Below is a table summarizing the potential number of shares that could vest under restricted stock unit awards granted during the three months ended March 31, 2016 at each of the three target levels of financial performance (excluding forfeiture assumptions):


     Number of         
     Shares      Value at  
     Vesting      Grant  

at IRR of at least 6.0%

     84,554       $ 2,522   

at IRR of at least 8.0%

     169,107       $ 5,044   

at IRR of at least 10.0%

     253,661       $ 7,568   

Due to the fact that the IRR for the two-year performance period could not be determined at the time of the 2016 grant, the Company estimated that the most likely outcome is the achievement of the target IRR level. The fair value of the restricted stock unit awards was determined based on the closing price of the Company’s common stock on the date of grant, which was $29.83 per share. The Company assumed forfeiture rates ranging from 0% to 10% for the restricted stock unit awards. If during the service period, additional information becomes available to lead the Company to believe a different IRR level will be achieved for the two-year performance period, the Company will reassess the number of units that will vest for the grant and adjust its compensation expense accordingly on a prospective basis over the remaining service period.

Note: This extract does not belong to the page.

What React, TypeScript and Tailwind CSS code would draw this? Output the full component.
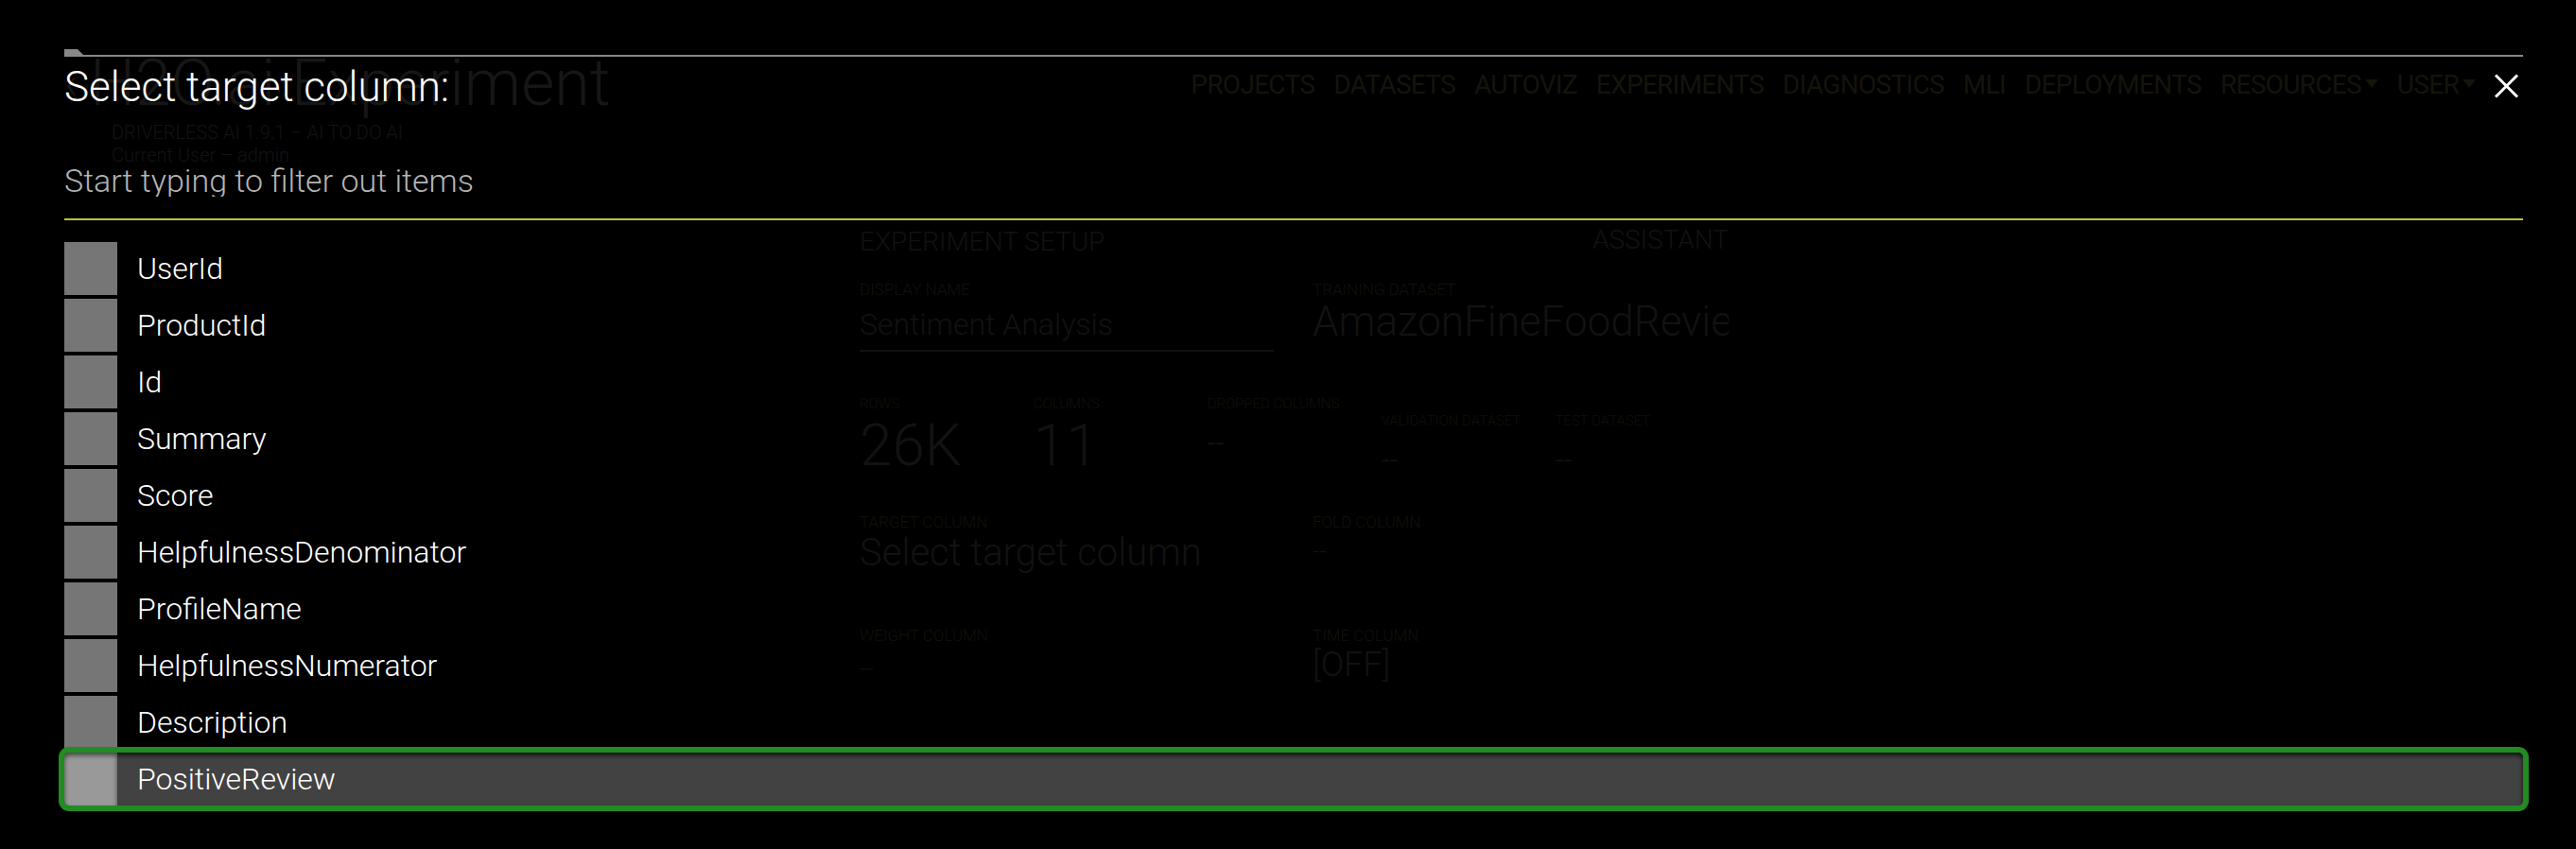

     Three Months Ended March 31,  
     2016      2015  

Number of restricted stock unit awards that vested during the period

     143,872         123,769   

Fair value of restricted stock unit awards that vested during the period

   $ 4,747       $ 5,501   

Accumulated dividends paid upon vesting of restricted stock unit awards (1)

   $ 404       $ 46   

Income tax benefit recognized upon vesting of restricted stock unit awards

   $ 1,993       $ 2,303   

Compensation expense recognized during the period

   $ 2,217       $ 908   


(1) Additional dividends of approximately $396 were paid during April 2015 related to the restricted stock unit awards that vested during the three months ended March 31, 2015.

As of March 31, 2016, the estimated remaining unrecognized compensation expense related to the outstanding restricted stock unit awards was $8,492. The weighted average period over which this remaining compensation expense will be recognized is approximately two years. As of March 31, 2016, the Company had restricted stock units outstanding that represented a total of 643,400 hypothetical shares of common stock, net of actual cumulative forfeitures of 17,917 units, assuming the maximum IRR level is achieved for all grants outstanding.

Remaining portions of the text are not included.